LAMS European Conference

As previously reported, I attended the 2007 LAMS European Conference in London last week.  (The Eduserv Foundation was one of the conference sponsors).

I was a little disappointed with the turnout, which for something billed as a European conference struck me as a bit on the low side.  I guess that holding the conference in Greenwich, a place surprisingly difficult to get to for a London location, might have had something to do with it?

Having said that, it was quite enjoyable.  Diana Laurillard got the day off to a good start by reminding us that being able to capture, replicate and build on examples of good pedagogic practice is an essential part of moving towards excellence in teaching and learning.  I think one can argue about whether the Learning Design specification and tools like LAMS are an essential part of that process - my personal view is that they probably will be at some point in the future but that we are not quite there yet - but I don't think that many people would disagree with the underlying point - that sharing good pedagogy is a fundamentally good thing [tm].

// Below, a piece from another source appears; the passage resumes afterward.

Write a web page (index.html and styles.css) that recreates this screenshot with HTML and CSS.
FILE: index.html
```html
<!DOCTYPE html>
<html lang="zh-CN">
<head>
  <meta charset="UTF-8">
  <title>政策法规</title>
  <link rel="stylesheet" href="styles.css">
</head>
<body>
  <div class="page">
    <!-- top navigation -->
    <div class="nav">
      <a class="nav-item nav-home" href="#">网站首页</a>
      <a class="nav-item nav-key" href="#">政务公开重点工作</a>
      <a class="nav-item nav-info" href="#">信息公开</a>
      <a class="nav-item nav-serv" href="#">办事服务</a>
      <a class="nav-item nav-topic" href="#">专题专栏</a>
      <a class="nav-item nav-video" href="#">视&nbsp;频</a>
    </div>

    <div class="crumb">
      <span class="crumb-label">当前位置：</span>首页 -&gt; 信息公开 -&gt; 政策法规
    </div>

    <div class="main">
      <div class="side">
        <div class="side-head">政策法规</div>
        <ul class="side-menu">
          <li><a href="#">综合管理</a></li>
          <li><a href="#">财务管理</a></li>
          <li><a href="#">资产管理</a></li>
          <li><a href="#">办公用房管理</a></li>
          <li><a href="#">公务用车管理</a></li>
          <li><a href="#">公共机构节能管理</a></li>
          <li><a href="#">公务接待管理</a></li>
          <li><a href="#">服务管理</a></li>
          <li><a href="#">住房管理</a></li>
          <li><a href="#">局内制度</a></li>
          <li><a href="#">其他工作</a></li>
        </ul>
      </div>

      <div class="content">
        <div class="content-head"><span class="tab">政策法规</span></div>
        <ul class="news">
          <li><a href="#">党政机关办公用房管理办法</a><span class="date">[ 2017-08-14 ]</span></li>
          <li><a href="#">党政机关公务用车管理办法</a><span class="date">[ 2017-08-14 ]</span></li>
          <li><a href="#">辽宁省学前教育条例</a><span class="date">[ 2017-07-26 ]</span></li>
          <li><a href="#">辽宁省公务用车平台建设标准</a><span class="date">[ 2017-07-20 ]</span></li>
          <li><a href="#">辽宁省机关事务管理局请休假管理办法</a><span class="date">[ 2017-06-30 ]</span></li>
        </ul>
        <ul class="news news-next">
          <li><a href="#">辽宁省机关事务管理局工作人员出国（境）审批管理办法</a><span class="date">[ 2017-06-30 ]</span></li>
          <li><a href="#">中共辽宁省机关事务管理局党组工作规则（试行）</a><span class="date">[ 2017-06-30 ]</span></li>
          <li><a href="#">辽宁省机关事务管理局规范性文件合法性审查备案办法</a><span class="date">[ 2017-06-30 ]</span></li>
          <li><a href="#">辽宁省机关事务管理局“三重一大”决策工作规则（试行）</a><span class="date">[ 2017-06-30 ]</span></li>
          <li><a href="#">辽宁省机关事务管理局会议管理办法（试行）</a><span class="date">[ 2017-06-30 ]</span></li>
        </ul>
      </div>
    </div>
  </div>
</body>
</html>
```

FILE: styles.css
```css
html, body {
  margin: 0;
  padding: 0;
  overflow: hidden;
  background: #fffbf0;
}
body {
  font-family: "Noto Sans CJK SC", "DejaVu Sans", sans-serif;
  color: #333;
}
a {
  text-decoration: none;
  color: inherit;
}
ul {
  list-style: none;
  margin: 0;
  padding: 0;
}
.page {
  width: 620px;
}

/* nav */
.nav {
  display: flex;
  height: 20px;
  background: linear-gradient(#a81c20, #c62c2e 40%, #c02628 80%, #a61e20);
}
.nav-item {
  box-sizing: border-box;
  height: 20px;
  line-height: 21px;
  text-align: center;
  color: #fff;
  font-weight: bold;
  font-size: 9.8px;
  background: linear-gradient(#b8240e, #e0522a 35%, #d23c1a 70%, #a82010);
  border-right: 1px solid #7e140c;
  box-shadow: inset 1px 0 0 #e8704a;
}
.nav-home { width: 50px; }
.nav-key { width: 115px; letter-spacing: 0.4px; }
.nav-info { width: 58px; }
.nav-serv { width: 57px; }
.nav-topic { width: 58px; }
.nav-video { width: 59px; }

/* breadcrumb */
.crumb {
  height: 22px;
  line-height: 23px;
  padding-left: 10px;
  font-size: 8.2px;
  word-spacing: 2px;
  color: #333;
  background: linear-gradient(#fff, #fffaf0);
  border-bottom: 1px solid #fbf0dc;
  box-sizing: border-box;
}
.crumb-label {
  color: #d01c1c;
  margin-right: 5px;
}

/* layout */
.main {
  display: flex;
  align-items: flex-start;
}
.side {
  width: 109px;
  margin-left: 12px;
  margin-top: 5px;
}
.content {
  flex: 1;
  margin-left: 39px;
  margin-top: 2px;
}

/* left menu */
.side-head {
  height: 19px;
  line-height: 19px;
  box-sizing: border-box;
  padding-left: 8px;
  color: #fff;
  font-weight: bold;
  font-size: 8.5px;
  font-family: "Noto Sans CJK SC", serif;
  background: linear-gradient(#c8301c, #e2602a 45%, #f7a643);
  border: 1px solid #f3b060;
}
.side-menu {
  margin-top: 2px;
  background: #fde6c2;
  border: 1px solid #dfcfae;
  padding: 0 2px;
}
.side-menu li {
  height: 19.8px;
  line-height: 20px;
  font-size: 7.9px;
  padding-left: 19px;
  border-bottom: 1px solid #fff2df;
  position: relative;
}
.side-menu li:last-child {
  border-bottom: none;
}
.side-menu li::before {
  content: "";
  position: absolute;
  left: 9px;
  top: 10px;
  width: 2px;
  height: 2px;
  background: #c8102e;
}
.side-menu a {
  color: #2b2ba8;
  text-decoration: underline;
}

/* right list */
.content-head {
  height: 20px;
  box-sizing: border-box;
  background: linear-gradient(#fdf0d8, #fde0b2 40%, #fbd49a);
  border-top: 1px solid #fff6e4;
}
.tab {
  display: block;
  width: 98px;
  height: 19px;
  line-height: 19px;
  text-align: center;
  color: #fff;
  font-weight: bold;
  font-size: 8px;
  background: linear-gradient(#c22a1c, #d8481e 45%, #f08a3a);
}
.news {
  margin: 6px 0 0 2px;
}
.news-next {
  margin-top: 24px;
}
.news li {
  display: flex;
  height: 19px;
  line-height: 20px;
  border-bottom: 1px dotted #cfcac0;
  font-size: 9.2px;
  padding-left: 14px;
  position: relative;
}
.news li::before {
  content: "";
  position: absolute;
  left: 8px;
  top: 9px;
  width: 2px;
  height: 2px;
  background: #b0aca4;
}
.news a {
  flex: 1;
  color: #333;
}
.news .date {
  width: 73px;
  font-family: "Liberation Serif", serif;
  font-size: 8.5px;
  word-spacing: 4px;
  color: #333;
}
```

Most of the rest of the day was spent in parallel sessions - one of the problems with the relatively low turnout being that some of these didn't have many attendees.  I gave my talk on the potential integration of LAMS with Second Life - the more I think about this the more I tend to conclude that the right way to do this is to piggyback on the existing, though separate, bits of work to integrate LAMS and Moodle and Moodle and Second Life (SLoodle) (for which we are providing some funding).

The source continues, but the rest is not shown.